- [GIVEN DATA]:
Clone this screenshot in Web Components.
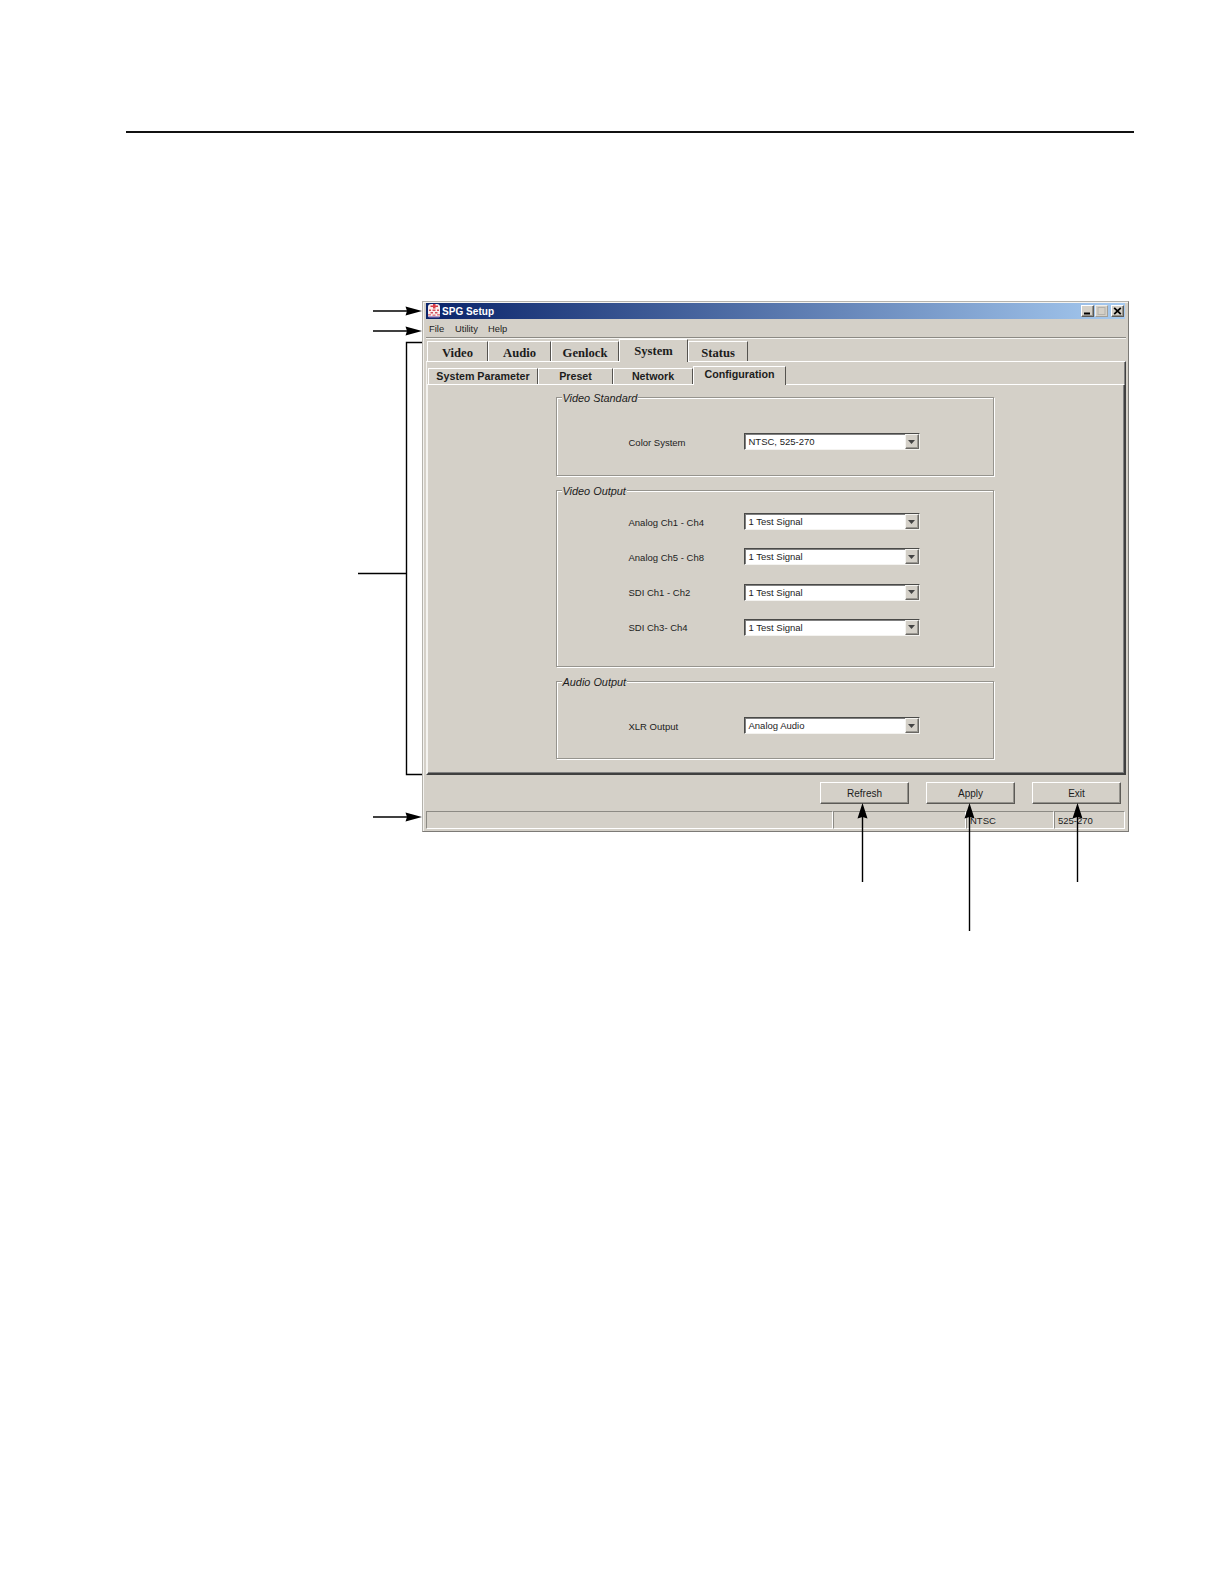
<!DOCTYPE html>
<html>
<head>
<meta charset="utf-8">
<title>SPG Setup</title>
<style>
  html, body { margin: 0; background: #fff; }
</style>
</head>
<body>
<spg-page>
  <spg-window>
    <spg-titlebar slot="title">SPG Setup</spg-titlebar>
    <spg-menubar slot="menu">
      <span>File</span><span>Utility</span><span>Help</span>
    </spg-menubar>
    <spg-tabpane slot="main" class="outer">
      <spg-tab slot="tabs" style="width:61px">Video</spg-tab>
      <spg-tab slot="tabs" style="width:63px">Audio</spg-tab>
      <spg-tab slot="tabs" style="width:68px">Genlock</spg-tab>
      <spg-tab slot="tabs" style="width:69px" selected>System</spg-tab>
      <spg-tab slot="tabs" style="width:60px">Status</spg-tab>
      <spg-tabpane class="inner">
        <spg-tab slot="tabs" style="width:110px">System Parameter</spg-tab>
        <spg-tab slot="tabs" style="width:75px">Preset</spg-tab>
        <spg-tab slot="tabs" style="width:80px">Network</spg-tab>
        <spg-tab slot="tabs" style="width:93px" selected>Configuration</spg-tab>
        <spg-config>
          <spg-group label="Video Standard" style="--top:35px;height:79px">
            <spg-row label="Color System" value="NTSC, 525-270"></spg-row>
          </spg-group>
          <spg-group label="Video Output" style="--top:22px;height:177px">
            <spg-row label="Analog Ch1 - Ch4" value="1 Test Signal"></spg-row>
            <spg-row label="Analog Ch5 - Ch8" value="1 Test Signal"></spg-row>
            <spg-row label="SDI Ch1 - Ch2" value="1 Test Signal"></spg-row>
            <spg-row label="SDI Ch3- Ch4" value="1 Test Signal"></spg-row>
          </spg-group>
          <spg-group label="Audio Output" style="--top:35px;height:78px">
            <spg-row label="XLR Output" value="Analog Audio"></spg-row>
          </spg-group>
        </spg-config>
      </spg-tabpane>
    </spg-tabpane>
    <spg-actions slot="actions">
      <spg-button>Refresh</spg-button>
      <spg-button>Apply</spg-button>
      <spg-button>Exit</spg-button>
    </spg-actions>
    <spg-statusbar slot="status" mode="NTSC" rate="525-270"></spg-statusbar>
  </spg-window>
  <spg-callouts></spg-callouts>
</spg-page>

<script>
// small helper so every element gets an open shadow root with its own styles
class Base extends HTMLElement {
  render(html) {
    this.attachShadow({ mode: 'open' });
    this.shadowRoot.innerHTML = html;
  }
}

const SANS = '"Liberation Sans", Arial, sans-serif';
const SERIF = '"Liberation Serif", "Times New Roman", serif';

class SpgPage extends Base {
  connectedCallback() {
    this.render(`
      <style>
        :host { display: block; position: relative; width: 1224px; height: 1584px; overflow: hidden; background: #fff; }
        .rule { height: 2px; margin: 131px 90px 168px 126px; background: #111; }
        .holder { margin-left: 422px; }
      </style>
      <div class="rule"></div>
      <div class="holder"><slot></slot></div>
    `);
  }
}

class SpgWindow extends Base {
  connectedCallback() {
    this.render(`
      <style>
        :host {
          display: flex; flex-direction: column; box-sizing: border-box;
          width: 707px; height: 531px; padding: 1px 2px 1px 2px;
          background: #d4d0c8; color: #1c1c1c; font: 9.5px ${SANS};
          border: 1px solid #b4b2ac; border-right-color: #7c7a76; border-bottom-color: #7c7a76;
          box-shadow: inset 1px 1px 0 #f4f3f0;
        }
        .main { flex: 1; min-height: 0; display: flex; }
      </style>
      <slot name="title"></slot>
      <slot name="menu"></slot>
      <div class="main"><slot name="main"></slot></div>
      <slot name="actions"></slot>
      <slot name="status"></slot>
    `);
  }
}

class SpgTitlebar extends Base {
  connectedCallback() {
    this.render(`
      <style>
        :host {
          display: flex; align-items: center; height: 16px; margin: 0 1px 0 1px;
          background: linear-gradient(90deg, #0a246a, #a6caf0);
          color: #fff; font: bold 10px ${SANS}; letter-spacing: .05px;
        }
        svg.logo { flex: none; }
        .txt { flex: 1; }
        .btns { display: flex; margin-right: 1px; }
        .b {
          box-sizing: border-box; width: 13px; height: 12px; background: #d4d0c8;
          border: 1px solid; border-color: #fff #5c5a56 #5c5a56 #fff; box-shadow: inset -1px -1px 0 #94928c;
          display: flex; align-items: center; justify-content: center; margin-left: 1px;
        }
        .b.max { border-color: #f0efec #a09e98 #a09e98 #f0efec; box-shadow: none; }
        .b.close { margin-left: 3px; }
      </style>
      <svg class="logo" width="16" height="16" viewBox="0 0 16 16">
        <rect x="2" y="1" width="12" height="14" rx="3" fill="#f8eeee"/>
        <path d="M7 1h2.500v1.500H12V4H9.500v1.500H7V4H4.500V2.500H7z" fill="#d83a46"/>
        <path d="M3 6.500h2v1.500H3zM6.500 6.500h3V8h-3zM11 6.500h2V8h-2zM4.500 9h2.500v1.500H4.500zM9 9h2.500v1.500H9z" fill="#d2505c"/>
        <path d="M2 11h3v1.500H2zM6.500 11.500h3V13h-3zM11 11h3v1.500h-3z" fill="#e8808a"/>
        <path d="M3 13.500h10V15H3z" fill="#5a4a9a"/>
      </svg>
      <span class="txt"><slot></slot></span>
      <span class="btns">
        <span class="b"><svg width="9" height="8" viewBox="0 0 9 8"><rect x="1" y="5.500" width="6" height="2" fill="#000"/></svg></span>
        <span class="b max"><svg width="9" height="8" viewBox="0 0 9 8"><rect x="1" y=".5" width="7" height="7" fill="none" stroke="#b4b2ac"/></svg></span>
        <span class="b close"><svg width="9" height="8" viewBox="0 0 9 8"><path d="M1.200 .8L7.800 7.200M7.800 .8L1.200 7.200" fill="none" stroke="#000" stroke-width="1.800"/></svg></span>
      </span>
    `);
  }
}

class SpgMenubar extends Base {
  connectedCallback() {
    this.render(`
      <style>
        :host {
          display: block; box-sizing: border-box; height: 19px; margin-left: 1px; font-size: 9.4px;
          border-bottom: 1px solid #8c8a84; box-shadow: 0 1px 0 #f6f5f2;
        }
        .items { display: flex; height: 18px; align-items: center; padding-left: 3px; }
        ::slotted(span) { display: block; }
        ::slotted(span:nth-child(1)) { width: 26px; }
        ::slotted(span:nth-child(2)) { width: 33px; }
      </style>
      <div class="items"><slot></slot></div>
    `);
  }
}

// Used twice: the serif top-level tabs and the sans second row
class SpgTabpane extends Base {
  connectedCallback() {
    this.render(`
      <style>
        :host { display: flex; flex-direction: column; flex: 1; min-width: 0; }
        :host(.outer) {
          margin-left: 1px; padding-top: 3px;
          --tab-font: bold 12.6px ${SERIF}; --tab-h: 20px; --tab-pad: 3px 0 0; --tab-sel-pad: 3px 0 3px;
        }
        :host(.inner) {
          margin-top: 6px;
          --tab-font: bold 10.7px ${SANS}; --tab-h: 16px; --tab-pad: 0 0 1px; --tab-sel-pad: 0 0 4px;
        }
        .strip { display: flex; align-items: flex-end; height: var(--tab-h); padding-left: 1px; position: relative; z-index: 1; }
        .pane {
          flex: 1; min-height: 0; display: flex; flex-direction: column; box-sizing: border-box;
          border-top: 1px solid #fff; border-left: 1px solid #f4f3f0;
          border-right: 1px solid #404040; border-bottom: 1px solid #404040;
          box-shadow: inset -1px -1px 0 #808080;
        }
      </style>
      <div class="strip"><slot name="tabs"></slot></div>
      <div class="pane"><slot></slot></div>
    `);
  }
}

class SpgTab extends Base {
  connectedCallback() {
    this.render(`
      <style>
        :host {
          display: flex; align-items: center; justify-content: center; box-sizing: border-box;
          height: var(--tab-h); font: var(--tab-font); color: #1c1c1c; background: #d4d0c8;
          border-top: 1px solid #fff; border-left: 1px solid #fff; border-right: 1px solid #55534f;
          white-space: nowrap; padding: var(--tab-pad);
        }
        :host([selected]) {
          height: calc(var(--tab-h) + 3px); margin-bottom: -1px; padding: var(--tab-sel-pad);
        }
      </style>
      <slot></slot>
    `);
  }
}

class SpgConfig extends Base {
  connectedCallback() {
    this.render(`
      <style>
        :host { display: flex; flex-direction: column; align-items: center; gap: 14px; padding: 12px 3px 0 0; }
      </style>
      <slot></slot>
    `);
  }
}

class SpgGroup extends Base {
  connectedCallback() {
    this.render(`
      <style>
        :host {
          display: block; position: relative; box-sizing: border-box; width: 438px;
          border: 1px solid #96948e; box-shadow: inset 1px 1px 0 #fff, 1px 1px 0 #fff;
          padding-top: var(--top); padding-left: 72px;
        }
        .legend {
          position: absolute; left: 5px; top: -6px; padding: 0 1px; background: #d4d0c8;
          font: italic 10.9px/12px ${SANS};
        }
        .rows { display: flex; flex-direction: column; gap: 18.3px; }
      </style>
      <span class="legend">${this.getAttribute('label')}</span>
      <div class="rows"><slot></slot></div>
    `);
  }
}

class SpgRow extends Base {
  connectedCallback() {
    this.render(`
      <style>
        :host { display: flex; align-items: center; height: 17px; }
        .label { width: 115px; padding-top: 1px; }
      </style>
      <span class="label">${this.getAttribute('label')}</span>
      <spg-combo value="${this.getAttribute('value')}"></spg-combo>
    `);
  }
}

class SpgCombo extends Base {
  connectedCallback() {
    this.render(`
      <style>
        :host {
          display: flex; box-sizing: border-box; width: 176px; height: 17px; background: #fff;
          border: 1px solid; border-color: #4a4a48 #f4f3f0 #f4f3f0 #4a4a48;
          box-shadow: inset 1px 1px 0 #808080;
        }
        .val { flex: 1; padding: 2px 0 0 4px; line-height: 12px; }
        .arrow {
          box-sizing: border-box; width: 14px; height: 15px; background: #d4d0c8;
          border: 1px solid; border-color: #f4f3f0 #6a6864 #6a6864 #f4f3f0; box-shadow: inset -1px -1px 0 #9a9892;
          display: flex; align-items: center; justify-content: center;
        }
      </style>
      <span class="val">${this.getAttribute('value')}</span>
      <span class="arrow"><svg width="7" height="4" viewBox="0 0 7 4"><path d="M0 0h7L3.500 4z" fill="#444"/></svg></span>
    `);
  }
}

class SpgActions extends Base {
  connectedCallback() {
    this.render(`
      <style>
        :host { display: flex; justify-content: flex-end; gap: 17px; box-sizing: border-box; height: 35px; padding: 7px 5px 0 0; }
      </style>
      <slot></slot>
    `);
  }
}

class SpgButton extends Base {
  connectedCallback() {
    this.render(`
      <style>
        :host {
          display: flex; align-items: center; justify-content: center; box-sizing: border-box;
          width: 89px; height: 22px; background: #d4d0c8; font-size: 10px; padding-top: 1px;
          border: 1px solid; border-color: #fff #5c5a56 #5c5a56 #fff; box-shadow: inset -1px -1px 0 #94928c;
        }
      </style>
      <slot></slot>
    `);
  }
}

class SpgStatusbar extends Base {
  connectedCallback() {
    this.render(`
      <style>
        :host { display: flex; box-sizing: border-box; height: 20px; margin-left: 1px; padding: 1px 1px 1px 0; }
        .cell {
          box-sizing: border-box; height: 18px; padding: 2px 0 0 3px; line-height: 13px;
          border: 1px solid; border-color: #8c8a84 #fff #fff #8c8a84;
        }
        .a { flex: 1; }
        .b { width: 133px; }
        .c { width: 88px; }
        .d { width: 71px; }
      </style>
      <div class="cell a"></div>
      <div class="cell b"></div>
      <div class="cell c">${this.getAttribute('mode')}</div>
      <div class="cell d">${this.getAttribute('rate')}</div>
    `);
  }
}

// leader lines and arrow heads that sit on top of the screenshot
class SpgCallouts extends Base {
  connectedCallback() {
    const right = (y) => `<path d="M373 ${y}H408"/><path class="h" d="M422 ${y}L405.500 ${y - 4.500}L407 ${y}L405.500 ${y + 4.500}z"/>`;
    const up = (x, y2) => `<path d="M${x} 815V${y2}"/><path class="h" d="M${x} 803L${x - 5} 818.500L${x} 817L${x + 5} 818.500z"/>`;
    this.render(`
      <style>
        :host { position: absolute; inset: 0; pointer-events: none; }
        svg { display: block; }
        path { fill: none; stroke: #000; stroke-width: 1.4; }
        path.h { fill: #000; stroke: none; }
      </style>
      <svg width="1224" height="1584" viewBox="0 0 1224 1584">
        ${right(311)}
        ${right(331)}
        ${right(817)}
        <path d="M422 342.500H406.500V774.500H422"/>
        <path d="M358 573.500H406.500"/>
        ${up(862.500, 882)}
        ${up(969.500, 931)}
        ${up(1077.500, 882)}
      </svg>
    `);
  }
}

customElements.define('spg-page', SpgPage);
customElements.define('spg-window', SpgWindow);
customElements.define('spg-titlebar', SpgTitlebar);
customElements.define('spg-menubar', SpgMenubar);
customElements.define('spg-tabpane', SpgTabpane);
customElements.define('spg-tab', SpgTab);
customElements.define('spg-config', SpgConfig);
customElements.define('spg-group', SpgGroup);
customElements.define('spg-row', SpgRow);
customElements.define('spg-combo', SpgCombo);
customElements.define('spg-actions', SpgActions);
customElements.define('spg-button', SpgButton);
customElements.define('spg-statusbar', SpgStatusbar);
customElements.define('spg-callouts', SpgCallouts);
</script>
</body>
</html>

- [SET EXERCISE]: For each line above that contains the word "screenshot", copy that line.

- [WRITTEN REPLY]:
Clone this screenshot in Web Components.
// leader lines and arrow heads that sit on top of the screenshot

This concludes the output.